··· INFORMATION SUPPLIED

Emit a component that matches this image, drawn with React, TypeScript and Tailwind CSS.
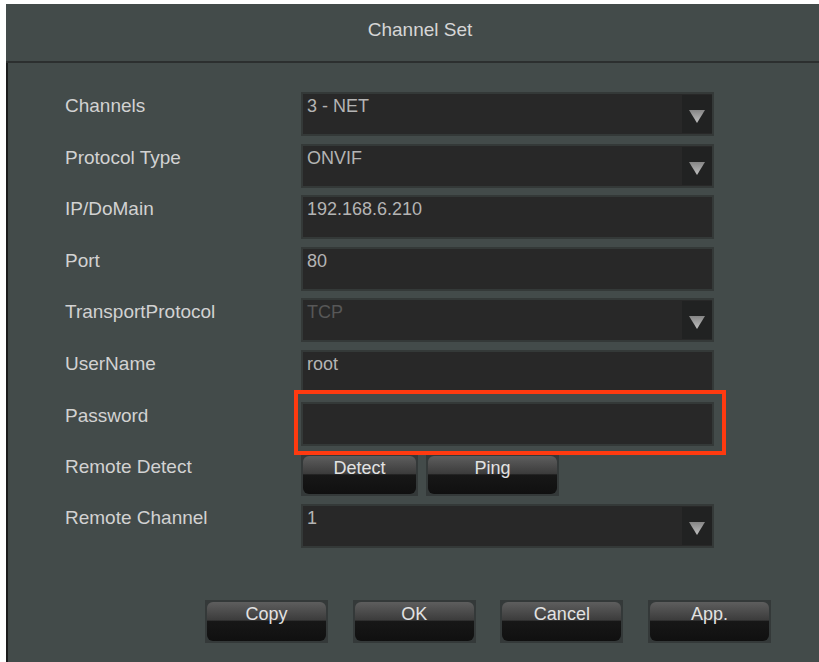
import React from 'react';

type Row = {
  label: string;
  value?: string;
  kind: 'select' | 'text' | 'buttons';
  dim?: boolean;
  marked?: boolean;
};

const rows: Row[] = [
  { label: 'Channels', value: '3 - NET', kind: 'select' },
  { label: 'Protocol Type', value: 'ONVIF', kind: 'select' },
  { label: 'IP/DoMain', value: '192.168.6.210', kind: 'text' },
  { label: 'Port', value: '80', kind: 'text' },
  { label: 'TransportProtocol', value: 'TCP', kind: 'select', dim: true },
  { label: 'UserName', value: 'root', kind: 'text' },
  { label: 'Password', value: '', kind: 'text', marked: true },
  { label: 'Remote Detect', kind: 'buttons' },
  { label: 'Remote Channel', value: '1', kind: 'select' },
];

const font = { fontFamily: '"Liberation Sans", Arial, sans-serif' };

function DropArrow() {
  return (
    <div className="w-[30px] my-[1px] bg-[#212222] flex items-end justify-center pb-[10px]">
      <svg width="16" height="13" viewBox="0 0 16 13">
        <defs>
          <linearGradient id="arrowFill" x1="0" y1="0" x2="0" y2="1">
            <stop offset="0" stopColor="#858585" />
            <stop offset="1" stopColor="#c0c0c0" />
          </linearGradient>
        </defs>
        <polygon points="0,0 16,0 8,13" fill="url(#arrowFill)" />
      </svg>
    </div>
  );
}

function Field({ row }: { row: Row }) {
  return (
    <div className="relative w-[413px] h-[44px] bg-[#282828] border-2 border-[#343938] flex">
      <div
        className={`flex-1 pl-[4px] pt-[3px] text-[18px] leading-[18px] ${
          row.dim ? 'text-[#575757]' : 'text-[#b4b4b4]'
        }`}
      >
        {row.value}
      </div>
      {row.kind === 'select' && <DropArrow />}
      {row.marked && (
        <div className="absolute left-[-9px] right-[-14px] top-[-14px] bottom-[-11px] border-4 border-[#ff3a10] pointer-events-none" />
      )}
    </div>
  );
}

function DvrButton({ text, w, h }: { text: string; w: string; h: string }) {
  return (
    <button className={`${w} ${h} p-[2px] bg-[#343939]`}>
      <div className="h-full w-full rounded-[6px] bg-[linear-gradient(to_bottom,#5e5e5e_0%,#3c3c3c_46%,#171717_50%,#101010_100%)] flex justify-center pt-[3px] text-[18px] leading-[18px] text-[#e2e2e2]">
        {text}
      </div>
    </button>
  );
}

export default function App() {
  return (
    <div className="w-[819px] h-[662px] bg-white pl-[6px] pt-[4px] overflow-hidden" style={font}>
      <div className="h-[658px] bg-[#434b4a] flex flex-col">
        <div className="h-[57px] pt-[16px] pl-[15px] text-center text-[19px] leading-[19px] text-[#d6d6d6]">
          Channel Set
        </div>
        <div className="h-[2px] bg-[#2c2f2f]" />
        <div className="flex-1 border-l-2 border-[#1b1c1c] pt-[29px]">
          <div className="flex flex-col gap-[7.6px]">
            {rows.map((row) => (
              <div key={row.label} className="flex items-start pl-[57px]">
                <div className="w-[236px] pt-[4px] text-[19px] leading-[19px] text-[#d2d2d2]">
                  {row.label}
                </div>
                {row.kind === 'buttons' ? (
                  <div className="flex gap-[8px] pt-[1px]">
                    <DvrButton text="Detect" w="w-[117px]" h="h-[42px]" />
                    <DvrButton text="Ping" w="w-[133px]" h="h-[42px]" />
                  </div>
                ) : (
                  <Field row={row} />
                )}
              </div>
            ))}
          </div>
          <div className="flex gap-[24.7px] pl-[197px] mt-[52px]">
            <DvrButton text="Copy" w="w-[123px]" h="h-[43px]" />
            <DvrButton text="OK" w="w-[123px]" h="h-[43px]" />
            <DvrButton text="Cancel" w="w-[123px]" h="h-[43px]" />
            <DvrButton text="App." w="w-[123px]" h="h-[43px]" />
          </div>
        </div>
      </div>
    </div>
  );
}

······

- PROMPT
Reproduce the full material exactly, excluding the pictures.

- TASK SOLUTION
Emit a component that matches this image, drawn with React, TypeScript and Tailwind CSS.
import React from 'react';

type Row = {
  label: string;
  value?: string;
  kind: 'select' | 'text' | 'buttons';
  dim?: boolean;
  marked?: boolean;
};

const rows: Row[] = [
  { label: 'Channels', value: '3 - NET', kind: 'select' },
  { label: 'Protocol Type', value: 'ONVIF', kind: 'select' },
  { label: 'IP/DoMain', value: '192.168.6.210', kind: 'text' },
  { label: 'Port', value: '80', kind: 'text' },
  { label: 'TransportProtocol', value: 'TCP', kind: 'select', dim: true },
  { label: 'UserName', value: 'root', kind: 'text' },
  { label: 'Password', value: '', kind: 'text', marked: true },
  { label: 'Remote Detect', kind: 'buttons' },
  { label: 'Remote Channel', value: '1', kind: 'select' },
];

const font = { fontFamily: '"Liberation Sans", Arial, sans-serif' };

function DropArrow() {
  return (
    <div className="w-[30px] my-[1px] bg-[#212222] flex items-end justify-center pb-[10px]">
      <svg width="16" height="13" viewBox="0 0 16 13">
        <defs>
          <linearGradient id="arrowFill" x1="0" y1="0" x2="0" y2="1">
            <stop offset="0" stopColor="#858585" />
            <stop offset="1" stopColor="#c0c0c0" />
          </linearGradient>
        </defs>
        <polygon points="0,0 16,0 8,13" fill="url(#arrowFill)" />
      </svg>
    </div>
  );
}

function Field({ row }: { row: Row }) {
  return (
    <div className="relative w-[413px] h-[44px] bg-[#282828] border-2 border-[#343938] flex">
      <div
        className={`flex-1 pl-[4px] pt-[3px] text-[18px] leading-[18px] ${
          row.dim ? 'text-[#575757]' : 'text-[#b4b4b4]'
        }`}
      >
        {row.value}
      </div>
      {row.kind === 'select' && <DropArrow />}
      {row.marked && (
        <div className="absolute left-[-9px] right-[-14px] top-[-14px] bottom-[-11px] border-4 border-[#ff3a10] pointer-events-none" />
      )}
    </div>
  );
}

function DvrButton({ text, w, h }: { text: string; w: string; h: string }) {
  return (
    <button className={`${w} ${h} p-[2px] bg-[#343939]`}>
      <div className="h-full w-full rounded-[6px] bg-[linear-gradient(to_bottom,#5e5e5e_0%,#3c3c3c_46%,#171717_50%,#101010_100%)] flex justify-center pt-[3px] text-[18px] leading-[18px] text-[#e2e2e2]">
        {text}
      </div>
    </button>
  );
}

export default function App() {
  return (
    <div className="w-[819px] h-[662px] bg-white pl-[6px] pt-[4px] overflow-hidden" style={font}>
      <div className="h-[658px] bg-[#434b4a] flex flex-col">
        <div className="h-[57px] pt-[16px] pl-[15px] text-center text-[19px] leading-[19px] text-[#d6d6d6]">
          Channel Set
        </div>
        <div className="h-[2px] bg-[#2c2f2f]" />
        <div className="flex-1 border-l-2 border-[#1b1c1c] pt-[29px]">
          <div className="flex flex-col gap-[7.6px]">
            {rows.map((row) => (
              <div key={row.label} className="flex items-start pl-[57px]">
                <div className="w-[236px] pt-[4px] text-[19px] leading-[19px] text-[#d2d2d2]">
                  {row.label}
                </div>
                {row.kind === 'buttons' ? (
                  <div className="flex gap-[8px] pt-[1px]">
                    <DvrButton text="Detect" w="w-[117px]" h="h-[42px]" />
                    <DvrButton text="Ping" w="w-[133px]" h="h-[42px]" />
                  </div>
                ) : (
                  <Field row={row} />
                )}
              </div>
            ))}
          </div>
          <div className="flex gap-[24.7px] pl-[197px] mt-[52px]">
            <DvrButton text="Copy" w="w-[123px]" h="h-[43px]" />
            <DvrButton text="OK" w="w-[123px]" h="h-[43px]" />
            <DvrButton text="Cancel" w="w-[123px]" h="h-[43px]" />
            <DvrButton text="App." w="w-[123px]" h="h-[43px]" />
          </div>
        </div>
      </div>
    </div>
  );
}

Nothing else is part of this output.